Der Thüringer zeigt sich über die massiven Anfeindungen enttäuscht. »Wenn wir als junge politische Kraft nicht demokratisch miteinander umgehen, bringen wir es nicht«, sagt er dem SPIEGEL. Thüringen habe immer wieder die Hand ausgestreckt, wolle Gräben überwinden. »Aber die Fronten bleiben verhärtet, leider.«
Alle auf Linie
Später versucht er es noch mal, mit einem eigentümlichen Manöver: Mit einer Kampfkandidatur grätscht Schütz in die handverlesene Liste der Bewerbenden für die stellvertretenden Vorsitzposten. Darauf stehen Wagenknecht-Getreue, Ex-Linke, starke Persönlichkeiten aus dem Osten fehlen. Auf der Bühne erklärt Schütz dann, die Kandidatur zurückzuziehen, nutzt aber seine Redezeit noch mal für ein »Friedenssignal«.

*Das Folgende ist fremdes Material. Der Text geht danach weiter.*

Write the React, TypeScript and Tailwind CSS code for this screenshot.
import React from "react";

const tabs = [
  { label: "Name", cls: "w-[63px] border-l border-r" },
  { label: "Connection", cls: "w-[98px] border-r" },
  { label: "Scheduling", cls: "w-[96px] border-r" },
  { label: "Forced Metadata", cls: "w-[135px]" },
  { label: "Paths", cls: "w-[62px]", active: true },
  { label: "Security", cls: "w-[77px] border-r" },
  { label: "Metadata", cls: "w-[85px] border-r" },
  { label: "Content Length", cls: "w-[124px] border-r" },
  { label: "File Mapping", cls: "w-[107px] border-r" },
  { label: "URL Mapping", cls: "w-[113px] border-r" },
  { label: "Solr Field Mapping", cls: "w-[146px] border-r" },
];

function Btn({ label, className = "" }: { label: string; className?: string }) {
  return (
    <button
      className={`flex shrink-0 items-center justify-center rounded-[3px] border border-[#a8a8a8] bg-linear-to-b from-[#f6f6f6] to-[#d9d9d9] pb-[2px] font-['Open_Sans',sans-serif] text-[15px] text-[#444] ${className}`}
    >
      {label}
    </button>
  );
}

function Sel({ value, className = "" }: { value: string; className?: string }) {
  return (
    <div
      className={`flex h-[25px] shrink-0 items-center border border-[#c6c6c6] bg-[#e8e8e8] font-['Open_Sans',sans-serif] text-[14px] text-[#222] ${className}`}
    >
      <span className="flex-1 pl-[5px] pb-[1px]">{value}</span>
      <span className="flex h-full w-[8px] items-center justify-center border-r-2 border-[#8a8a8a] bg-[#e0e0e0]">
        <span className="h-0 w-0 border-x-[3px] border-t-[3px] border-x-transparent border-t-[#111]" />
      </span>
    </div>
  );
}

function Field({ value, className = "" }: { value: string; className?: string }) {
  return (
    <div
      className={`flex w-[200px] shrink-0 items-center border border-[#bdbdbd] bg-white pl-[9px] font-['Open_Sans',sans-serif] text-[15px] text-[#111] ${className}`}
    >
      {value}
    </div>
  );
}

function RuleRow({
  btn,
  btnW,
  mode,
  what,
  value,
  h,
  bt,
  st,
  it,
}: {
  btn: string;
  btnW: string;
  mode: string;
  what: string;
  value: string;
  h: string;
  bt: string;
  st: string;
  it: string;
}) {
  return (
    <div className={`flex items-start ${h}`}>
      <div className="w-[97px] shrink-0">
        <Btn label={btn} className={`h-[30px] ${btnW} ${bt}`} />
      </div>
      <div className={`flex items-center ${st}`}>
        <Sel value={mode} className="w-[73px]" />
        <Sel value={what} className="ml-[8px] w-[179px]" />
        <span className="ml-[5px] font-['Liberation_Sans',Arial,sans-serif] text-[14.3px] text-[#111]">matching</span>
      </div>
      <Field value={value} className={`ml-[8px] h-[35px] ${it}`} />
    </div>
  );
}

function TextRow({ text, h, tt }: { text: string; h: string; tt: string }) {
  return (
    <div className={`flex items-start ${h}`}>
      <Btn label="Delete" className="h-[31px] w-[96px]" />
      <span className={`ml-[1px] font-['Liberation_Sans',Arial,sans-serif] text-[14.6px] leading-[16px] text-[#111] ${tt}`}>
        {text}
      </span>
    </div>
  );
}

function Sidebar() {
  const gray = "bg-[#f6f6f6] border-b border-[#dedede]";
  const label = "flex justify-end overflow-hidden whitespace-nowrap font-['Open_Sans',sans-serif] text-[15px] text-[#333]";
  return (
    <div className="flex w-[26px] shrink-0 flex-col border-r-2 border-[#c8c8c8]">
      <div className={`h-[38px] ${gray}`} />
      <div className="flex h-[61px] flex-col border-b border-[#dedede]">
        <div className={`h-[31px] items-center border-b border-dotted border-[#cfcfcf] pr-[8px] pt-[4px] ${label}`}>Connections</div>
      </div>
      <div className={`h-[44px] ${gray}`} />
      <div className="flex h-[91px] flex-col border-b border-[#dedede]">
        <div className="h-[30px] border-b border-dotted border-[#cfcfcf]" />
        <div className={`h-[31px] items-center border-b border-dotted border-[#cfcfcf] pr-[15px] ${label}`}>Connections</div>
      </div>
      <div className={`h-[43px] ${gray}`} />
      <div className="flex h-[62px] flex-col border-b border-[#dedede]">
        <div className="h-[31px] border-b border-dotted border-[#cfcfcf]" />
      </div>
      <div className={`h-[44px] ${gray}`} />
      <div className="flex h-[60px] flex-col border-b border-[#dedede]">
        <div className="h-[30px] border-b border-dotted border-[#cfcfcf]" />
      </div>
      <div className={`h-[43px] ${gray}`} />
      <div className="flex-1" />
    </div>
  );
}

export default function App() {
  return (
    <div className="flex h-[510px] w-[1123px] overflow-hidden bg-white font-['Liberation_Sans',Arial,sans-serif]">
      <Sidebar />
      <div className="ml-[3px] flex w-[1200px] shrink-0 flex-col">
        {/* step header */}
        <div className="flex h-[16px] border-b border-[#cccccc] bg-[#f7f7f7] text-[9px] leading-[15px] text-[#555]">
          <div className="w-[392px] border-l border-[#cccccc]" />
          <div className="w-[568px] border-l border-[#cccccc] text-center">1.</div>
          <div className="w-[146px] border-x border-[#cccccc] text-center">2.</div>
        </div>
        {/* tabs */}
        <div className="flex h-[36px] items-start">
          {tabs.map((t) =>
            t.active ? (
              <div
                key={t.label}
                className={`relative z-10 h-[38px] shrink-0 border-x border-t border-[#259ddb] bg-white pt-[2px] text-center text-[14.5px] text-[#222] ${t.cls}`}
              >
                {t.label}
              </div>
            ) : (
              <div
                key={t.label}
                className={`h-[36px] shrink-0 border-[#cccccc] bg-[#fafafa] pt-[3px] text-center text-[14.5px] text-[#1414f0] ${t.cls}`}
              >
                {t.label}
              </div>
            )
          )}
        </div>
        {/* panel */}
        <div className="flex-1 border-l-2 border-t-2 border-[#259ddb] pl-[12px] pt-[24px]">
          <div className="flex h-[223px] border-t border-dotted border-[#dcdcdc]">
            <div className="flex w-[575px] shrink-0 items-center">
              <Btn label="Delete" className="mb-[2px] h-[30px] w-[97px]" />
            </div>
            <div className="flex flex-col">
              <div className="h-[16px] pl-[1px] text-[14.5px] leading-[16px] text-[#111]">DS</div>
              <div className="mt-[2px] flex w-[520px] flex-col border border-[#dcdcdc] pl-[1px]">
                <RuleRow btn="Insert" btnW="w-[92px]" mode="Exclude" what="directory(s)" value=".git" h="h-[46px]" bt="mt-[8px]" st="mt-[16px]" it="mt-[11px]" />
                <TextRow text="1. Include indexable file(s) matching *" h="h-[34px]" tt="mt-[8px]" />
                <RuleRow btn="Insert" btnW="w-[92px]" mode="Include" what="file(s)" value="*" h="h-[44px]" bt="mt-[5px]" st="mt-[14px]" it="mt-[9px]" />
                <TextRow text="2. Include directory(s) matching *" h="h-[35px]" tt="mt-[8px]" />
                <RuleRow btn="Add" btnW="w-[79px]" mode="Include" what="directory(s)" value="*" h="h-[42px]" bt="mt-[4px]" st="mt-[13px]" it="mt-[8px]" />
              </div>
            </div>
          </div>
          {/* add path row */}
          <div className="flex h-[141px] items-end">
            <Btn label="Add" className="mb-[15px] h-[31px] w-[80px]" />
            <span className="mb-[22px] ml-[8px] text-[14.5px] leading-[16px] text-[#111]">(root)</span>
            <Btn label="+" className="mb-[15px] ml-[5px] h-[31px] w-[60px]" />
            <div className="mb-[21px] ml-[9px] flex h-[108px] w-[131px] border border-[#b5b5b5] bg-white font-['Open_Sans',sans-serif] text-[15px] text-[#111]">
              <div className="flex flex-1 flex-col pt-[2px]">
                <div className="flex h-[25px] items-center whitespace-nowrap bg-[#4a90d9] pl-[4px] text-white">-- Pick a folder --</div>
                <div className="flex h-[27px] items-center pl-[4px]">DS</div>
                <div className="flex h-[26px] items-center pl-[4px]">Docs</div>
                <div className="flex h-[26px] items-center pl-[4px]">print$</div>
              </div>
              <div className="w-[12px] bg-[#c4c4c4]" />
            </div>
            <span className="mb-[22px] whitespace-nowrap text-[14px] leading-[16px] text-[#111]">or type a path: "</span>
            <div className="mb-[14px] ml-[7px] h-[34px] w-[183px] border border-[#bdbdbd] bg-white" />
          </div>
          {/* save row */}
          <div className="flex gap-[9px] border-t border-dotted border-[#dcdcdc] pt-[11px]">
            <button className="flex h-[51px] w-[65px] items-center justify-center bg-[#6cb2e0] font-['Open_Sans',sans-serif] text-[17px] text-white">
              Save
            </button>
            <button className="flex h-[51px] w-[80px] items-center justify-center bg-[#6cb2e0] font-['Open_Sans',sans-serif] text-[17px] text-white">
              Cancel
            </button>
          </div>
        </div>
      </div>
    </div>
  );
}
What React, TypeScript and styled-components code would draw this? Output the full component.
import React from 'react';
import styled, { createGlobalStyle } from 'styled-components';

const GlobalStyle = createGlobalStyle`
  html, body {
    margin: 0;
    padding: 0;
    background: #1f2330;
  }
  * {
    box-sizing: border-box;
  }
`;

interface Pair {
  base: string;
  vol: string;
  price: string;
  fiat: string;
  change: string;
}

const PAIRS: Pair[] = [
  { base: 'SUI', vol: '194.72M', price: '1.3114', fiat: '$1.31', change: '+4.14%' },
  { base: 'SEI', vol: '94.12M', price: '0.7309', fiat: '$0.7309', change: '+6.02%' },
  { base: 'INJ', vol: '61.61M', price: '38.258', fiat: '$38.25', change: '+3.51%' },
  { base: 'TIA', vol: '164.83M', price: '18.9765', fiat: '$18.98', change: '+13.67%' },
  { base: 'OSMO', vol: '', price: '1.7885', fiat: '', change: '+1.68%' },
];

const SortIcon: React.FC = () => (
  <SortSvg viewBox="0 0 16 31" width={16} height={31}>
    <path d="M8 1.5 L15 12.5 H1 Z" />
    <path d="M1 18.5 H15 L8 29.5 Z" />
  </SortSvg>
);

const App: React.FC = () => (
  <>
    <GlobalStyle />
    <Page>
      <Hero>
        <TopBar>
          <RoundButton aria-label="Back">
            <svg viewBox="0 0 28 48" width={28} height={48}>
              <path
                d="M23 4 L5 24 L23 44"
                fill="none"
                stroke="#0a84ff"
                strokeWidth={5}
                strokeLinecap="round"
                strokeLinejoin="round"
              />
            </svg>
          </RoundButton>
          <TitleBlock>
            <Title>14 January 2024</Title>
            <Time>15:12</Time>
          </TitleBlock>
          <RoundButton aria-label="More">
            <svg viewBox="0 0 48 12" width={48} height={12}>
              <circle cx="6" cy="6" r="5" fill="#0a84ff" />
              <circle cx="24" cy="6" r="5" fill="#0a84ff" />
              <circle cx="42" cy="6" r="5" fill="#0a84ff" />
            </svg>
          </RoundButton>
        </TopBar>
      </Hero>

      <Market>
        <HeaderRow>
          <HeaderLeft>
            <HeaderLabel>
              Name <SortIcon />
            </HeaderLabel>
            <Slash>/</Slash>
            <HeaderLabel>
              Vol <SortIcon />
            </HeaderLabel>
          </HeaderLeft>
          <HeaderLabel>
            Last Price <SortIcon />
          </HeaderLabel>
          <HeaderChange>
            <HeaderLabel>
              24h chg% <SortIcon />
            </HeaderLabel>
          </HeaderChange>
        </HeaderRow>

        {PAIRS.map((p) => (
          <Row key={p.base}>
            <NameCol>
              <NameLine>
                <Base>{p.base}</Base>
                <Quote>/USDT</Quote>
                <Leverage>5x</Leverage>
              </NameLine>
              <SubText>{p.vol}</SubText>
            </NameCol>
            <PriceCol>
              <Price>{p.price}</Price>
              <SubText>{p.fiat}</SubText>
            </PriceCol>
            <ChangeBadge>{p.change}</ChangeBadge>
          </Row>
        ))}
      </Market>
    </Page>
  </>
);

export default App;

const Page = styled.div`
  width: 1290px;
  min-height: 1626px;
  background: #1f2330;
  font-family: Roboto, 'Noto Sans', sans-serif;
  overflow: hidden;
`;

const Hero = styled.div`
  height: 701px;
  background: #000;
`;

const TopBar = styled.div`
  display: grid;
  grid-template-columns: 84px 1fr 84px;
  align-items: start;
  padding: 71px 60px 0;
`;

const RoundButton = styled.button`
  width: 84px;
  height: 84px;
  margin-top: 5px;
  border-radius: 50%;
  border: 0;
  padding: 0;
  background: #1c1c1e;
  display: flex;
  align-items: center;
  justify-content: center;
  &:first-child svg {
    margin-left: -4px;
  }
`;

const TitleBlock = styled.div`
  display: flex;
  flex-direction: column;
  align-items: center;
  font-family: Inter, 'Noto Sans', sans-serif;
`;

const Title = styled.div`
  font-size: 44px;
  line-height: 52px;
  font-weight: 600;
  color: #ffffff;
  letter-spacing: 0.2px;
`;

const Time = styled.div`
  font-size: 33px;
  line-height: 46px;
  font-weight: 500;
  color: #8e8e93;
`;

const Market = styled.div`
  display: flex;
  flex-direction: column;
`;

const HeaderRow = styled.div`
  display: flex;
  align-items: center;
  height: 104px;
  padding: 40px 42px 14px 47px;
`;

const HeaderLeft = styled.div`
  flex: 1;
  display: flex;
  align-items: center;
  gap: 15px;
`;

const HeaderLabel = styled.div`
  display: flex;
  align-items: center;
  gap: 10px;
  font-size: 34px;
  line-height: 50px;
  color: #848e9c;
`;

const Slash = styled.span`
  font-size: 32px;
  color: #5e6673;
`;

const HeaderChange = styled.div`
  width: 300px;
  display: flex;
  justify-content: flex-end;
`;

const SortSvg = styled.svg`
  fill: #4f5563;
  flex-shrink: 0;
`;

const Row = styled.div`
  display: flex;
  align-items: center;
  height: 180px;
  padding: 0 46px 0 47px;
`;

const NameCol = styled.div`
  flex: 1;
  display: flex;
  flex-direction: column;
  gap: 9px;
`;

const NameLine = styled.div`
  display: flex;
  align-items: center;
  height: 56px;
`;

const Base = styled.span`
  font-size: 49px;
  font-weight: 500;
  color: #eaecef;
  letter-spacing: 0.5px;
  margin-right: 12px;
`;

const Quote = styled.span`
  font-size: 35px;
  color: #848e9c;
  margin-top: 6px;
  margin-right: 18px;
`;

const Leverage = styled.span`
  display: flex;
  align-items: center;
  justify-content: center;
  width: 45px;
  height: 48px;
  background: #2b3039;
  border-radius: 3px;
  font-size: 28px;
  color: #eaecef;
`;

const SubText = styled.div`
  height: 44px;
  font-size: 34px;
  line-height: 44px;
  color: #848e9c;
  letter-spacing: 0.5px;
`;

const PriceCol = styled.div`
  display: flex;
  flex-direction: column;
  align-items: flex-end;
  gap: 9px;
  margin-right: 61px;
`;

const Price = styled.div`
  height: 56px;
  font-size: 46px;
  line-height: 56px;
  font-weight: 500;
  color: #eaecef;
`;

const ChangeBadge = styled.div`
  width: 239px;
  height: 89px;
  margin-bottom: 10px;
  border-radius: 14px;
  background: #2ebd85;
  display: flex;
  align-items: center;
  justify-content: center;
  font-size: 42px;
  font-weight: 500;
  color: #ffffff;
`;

Friedenspartei sein zu wollen, heiße auch, im Inneren Frieden zu schaffen, durch Dialog. Das SW in BSW habe man neu vergeben, aber wofür stehe das B? »Es steht nicht für Blase, es steht für Bündnis.« Als Ostdeutscher habe er Probleme damit, wenn man ihm vorschreiben will, was Parteilinie sei. In einem Bündnis müssten alle eingebunden werden. Parteichefin Mohamed Ali ruft von ihrem Platz dazwischen, der Parteitag gebe die Linie vor, nicht er. »Ja, aber wir alle«, sagt Schütz, alle seien sie der Parteitag.
Schütz, einen Freistaat-Anstecker am Revers, schaut in verkniffene Gesichter und verschränkte Arme, Applaus erhält er am Ende kaum. Die Wagenknecht-Partei bleibt auf Linie. Auch ohne Wagenknecht.